◆ **Instructions to follow**
From the entries that follow, list every line in which the string "index" appears.

──────

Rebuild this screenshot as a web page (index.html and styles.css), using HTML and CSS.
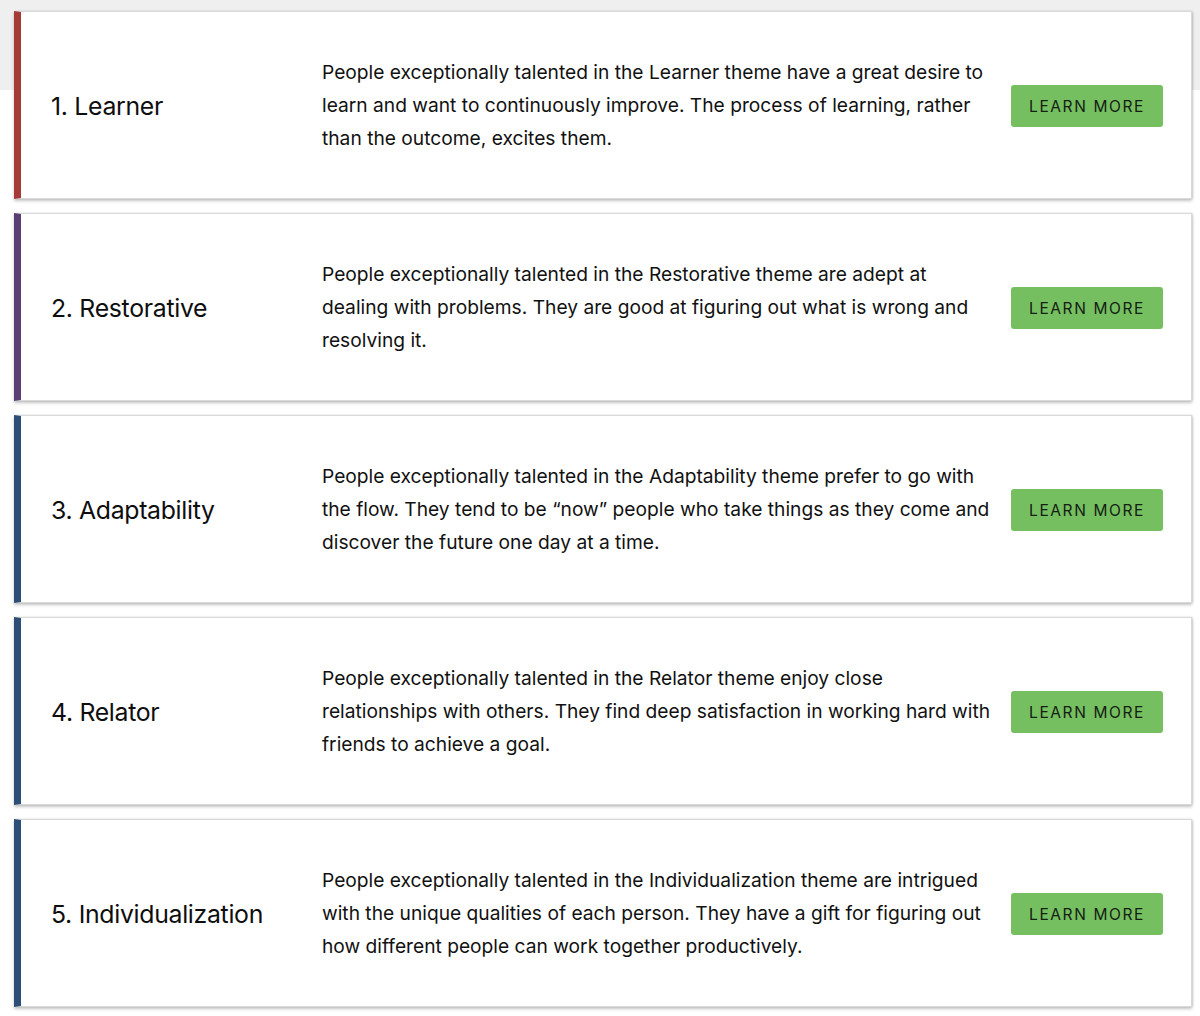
FILE: index.html
```html
<!DOCTYPE html>
<html lang="en">
<head>
<meta charset="utf-8">
<title>Top 5 Strengths</title>
<link rel="stylesheet" href="styles.css">
</head>
<body>
<main class="list">
  <section class="card accent-red">
    <h2 class="title">1. Learner</h2>
    <p class="desc">People exceptionally talented in the Learner theme have a great desire to learn and want to continuously improve. The process of learning, rather than the outcome, excites them.</p>
    <a class="btn" href="#">LEARN MORE</a>
  </section>
  <section class="card accent-purple">
    <h2 class="title">2. Restorative</h2>
    <p class="desc">People exceptionally talented in the Restorative theme are adept at dealing with problems. They are good at figuring out what is wrong and resolving it.</p>
    <a class="btn" href="#">LEARN MORE</a>
  </section>
  <section class="card accent-blue">
    <h2 class="title">3. Adaptability</h2>
    <p class="desc">People exceptionally talented in the Adaptability theme prefer to go with the flow. They tend to be “now” people who take things as they come and discover the future one day at a time.</p>
    <a class="btn" href="#">LEARN MORE</a>
  </section>
  <section class="card accent-blue">
    <h2 class="title">4. Relator</h2>
    <p class="desc">People exceptionally talented in the Relator theme enjoy close relationships with others. They find deep satisfaction in working hard with friends to achieve a goal.</p>
    <a class="btn" href="#">LEARN MORE</a>
  </section>
  <section class="card accent-blue">
    <h2 class="title">5. Individualization</h2>
    <p class="desc">People exceptionally talented in the Individualization theme are intrigued with the unique qualities of each person. They have a gift for figuring out how different people can work together productively.</p>
    <a class="btn" href="#">LEARN MORE</a>
  </section>
</main>
</body>
</html>
```

FILE: styles.css
```css
html, body {
  margin: 0;
  padding: 0;
}
body {
  background: linear-gradient(#efefef 0, #efefef 90px, #ffffff 90px);
  font-family: Inter, "Liberation Sans", Arial, sans-serif;
  color: #161616;
  min-height: 1016px;
}
.list {
  display: flex;
  flex-direction: column;
  gap: 14px;
  padding: 11px 8px 0 14px;
}
.card {
  box-sizing: border-box;
  min-height: 188px;
  display: grid;
  grid-template-columns: 251px 1fr 152px;
  column-gap: 20px;
  align-items: center;
  background: #fff;
  border: 1px solid #d9d9d9;
  border-left: 7px solid #a63a37;
  padding: 1px 28px 0 30px;
  box-shadow: 0 2px 3px rgba(0, 0, 0, 0.22), 1px 0 2px rgba(0, 0, 0, 0.12);
}
.accent-red { border-left-color: #a63a37; }
.accent-purple { border-left-color: #5b3f74; }
.accent-blue { border-left-color: #2d4f76; }
.title {
  margin: 0;
  font-size: 24.8px;
  font-weight: 400;
  color: #0e0e0e;
  letter-spacing: -0.3px;
}
.desc {
  margin: 0;
  font-size: 19.2px;
  line-height: 33px;
  color: #111;
}
.btn {
  display: flex;
  align-items: center;
  justify-content: center;
  height: 42px;
  margin-top: 1px;
  background: #76bf60;
  border-radius: 3px;
  color: #142014;
  text-decoration: none;
  font-size: 15.5px;
  letter-spacing: 1.6px;
}
```
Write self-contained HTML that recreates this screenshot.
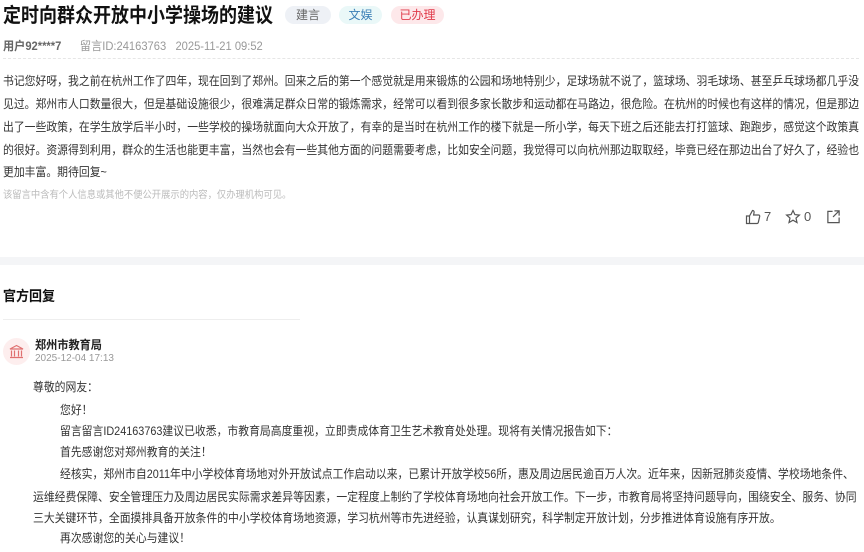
<!DOCTYPE html>
<html><head><meta charset="utf-8"><style>
body{margin:0;width:864px;height:552px;overflow:hidden;background:#fff;font-family:"Liberation Sans","Noto Sans CJK SC",sans-serif;color:#333;position:relative}
.a{position:absolute;white-space:nowrap}
.tag{position:absolute;top:6px;height:18px;line-height:18px;border-radius:9px;font-size:12px;text-align:center}
.l,.r{position:absolute;font-size:12px;color:#333;white-space:nowrap;transform:scaleX(0.903);transform-origin:0 0}
.l{left:3px}
</style></head><body>
<div class="a" style="left:3px;top:3px;font-size:20px;font-weight:bold;color:#111;line-height:26px;transform:scaleX(0.9);transform-origin:0 0">定时向群众开放中小学操场的建议</div>
<div class="tag" style="left:285px;width:46px;background:#eef1f6;color:#666">建言</div>
<div class="tag" style="left:339px;width:43px;background:#eaf8f8;color:#3b7fb6">文娱</div>
<div class="tag" style="left:391px;width:53px;background:#fde8ea;color:#e03a4a">已办理</div>
<div class="a" style="left:3px;top:37px;font-size:12px;color:#999;transform:scaleX(0.93);transform-origin:0 0"><b style="color:#666">用户92****7</b><span style="margin-left:20px">留言ID:24163763</span><span style="margin-left:10px">2025-11-21 09:52</span></div>
<div class="a" style="left:3px;top:58px;width:856px;border-top:1px dashed #e6e6e6"></div>
<div class="l" style="top:72px">书记您好呀，我之前在杭州工作了四年，现在回到了郑州。回来之后的第一个感觉就是用来锻炼的公园和场地特别少，足球场就不说了，篮球场、羽毛球场、甚至乒乓球场都几乎没</div>
<div class="l" style="top:95px">见过。郑州市人口数量很大，但是基础设施很少，很难满足群众日常的锻炼需求，经常可以看到很多家长散步和运动都在马路边，很危险。在杭州的时候也有这样的情况，但是那边</div>
<div class="l" style="top:118px">出了一些政策，在学生放学后半小时，一些学校的操场就面向大众开放了，有幸的是当时在杭州工作的楼下就是一所小学，每天下班之后还能去打打篮球、跑跑步，感觉这个政策真</div>
<div class="l" style="top:141px">的很好。资源得到利用，群众的生活也能更丰富，当然也会有一些其他方面的问题需要考虑，比如安全问题，我觉得可以向杭州那边取取经，毕竟已经在那边出台了好久了，经验也</div>
<div class="l" style="top:163px">更加丰富。期待回复~</div>
<div class="a" style="left:3px;top:186px;font-size:10px;color:#bbb;transform:scaleX(0.93);transform-origin:0 0">该留言中含有个人信息或其他不便公开展示的内容，仅办理机构可见。</div>
<svg class="a" style="left:745px;top:209px" width="16" height="16" viewBox="0 0 16 16" fill="none" stroke="#555" stroke-width="1.2"><path d="M1.5 7h3v7.5h-3z M4.5 7l3-5.5c1 0 1.8.7 1.6 1.8L8.6 6h5c.8 0 1.3.7 1.1 1.4l-1.4 6c-.2.6-.7 1.1-1.3 1.1H4.5"/></svg>
<div class="a" style="left:764px;top:209px;font-size:13px;color:#555">7</div>
<svg class="a" style="left:785px;top:209px" width="16" height="16" viewBox="0 0 16 16" fill="none" stroke="#555" stroke-width="1.2"><path d="M8 1.5l1.9 4.1 4.5.5-3.4 3 1 4.4L8 11.2 4 13.5l1-4.4-3.4-3 4.5-.5z"/></svg>
<div class="a" style="left:804px;top:209px;font-size:13px;color:#555">0</div>
<svg class="a" style="left:826px;top:209px" width="15" height="15" viewBox="0 0 16 16" fill="none" stroke="#555" stroke-width="1.3"><path d="M7 2.5H2v12h12V9 M9 2h5v5 M14 2L7.5 8.5"/></svg>
<div class="a" style="left:0;top:257px;width:864px;height:8px;background:#f4f5f7"></div>
<div class="a" style="left:3px;top:286px;font-size:14px;font-weight:bold;color:#111;transform:scaleX(0.93);transform-origin:0 0">官方回复</div>
<div class="a" style="left:3px;top:319px;width:297px;border-top:1px solid #eee"></div>
<div class="a" style="left:3px;top:338px;width:27px;height:27px;border-radius:50%;background:#fdeeee"></div>
<svg class="a" style="left:9px;top:344px" width="15" height="15" viewBox="0 0 15 15" fill="none" stroke="#e07070" stroke-width="1.2"><path d="M1 5L7.5 1.5 14 5z M2.5 6.5v6 M5.5 6.5v6 M9.5 6.5v6 M12.5 6.5v6 M1 13.5h13"/></svg>
<div class="a" style="left:35px;top:336px;font-size:12px;font-weight:bold;color:#222;transform:scaleX(0.93);transform-origin:0 0">郑州市教育局</div>
<div class="a" style="left:35px;top:353px;font-size:10px;color:#999">2025-12-04 17:13</div>
<div class="r" style="left:33px;top:378px">尊敬的网友：</div>
<div class="r" style="left:60px;top:401px">您好！</div>
<div class="r" style="left:60px;top:422px">留言留言ID24163763建议已收悉，市教育局高度重视，立即责成体育卫生艺术教育处处理。现将有关情况报告如下：</div>
<div class="r" style="left:60px;top:443px">首先感谢您对郑州教育的关注！</div>
<div class="r" style="left:60px;top:465px">经核实，郑州市自2011年中小学校体育场地对外开放试点工作启动以来，已累计开放学校56所，惠及周边居民逾百万人次。近年来，因新冠肺炎疫情、学校场地条件、</div>
<div class="r" style="left:33px;top:488px">运维经费保障、安全管理压力及周边居民实际需求差异等因素，一定程度上制约了学校体育场地向社会开放工作。下一步，市教育局将坚持问题导向，围绕安全、服务、协同</div>
<div class="r" style="left:33px;top:509px">三大关键环节，全面摸排具备开放条件的中小学校体育场地资源，学习杭州等市先进经验，认真谋划研究，科学制定开放计划，分步推进体育设施有序开放。</div>
<div class="r" style="left:60px;top:529px">再次感谢您的关心与建议！</div>
</body></html>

──────

◆ **Written response**
Rebuild this screenshot as a web page (index.html and styles.css), using HTML and CSS.
FILE: index.html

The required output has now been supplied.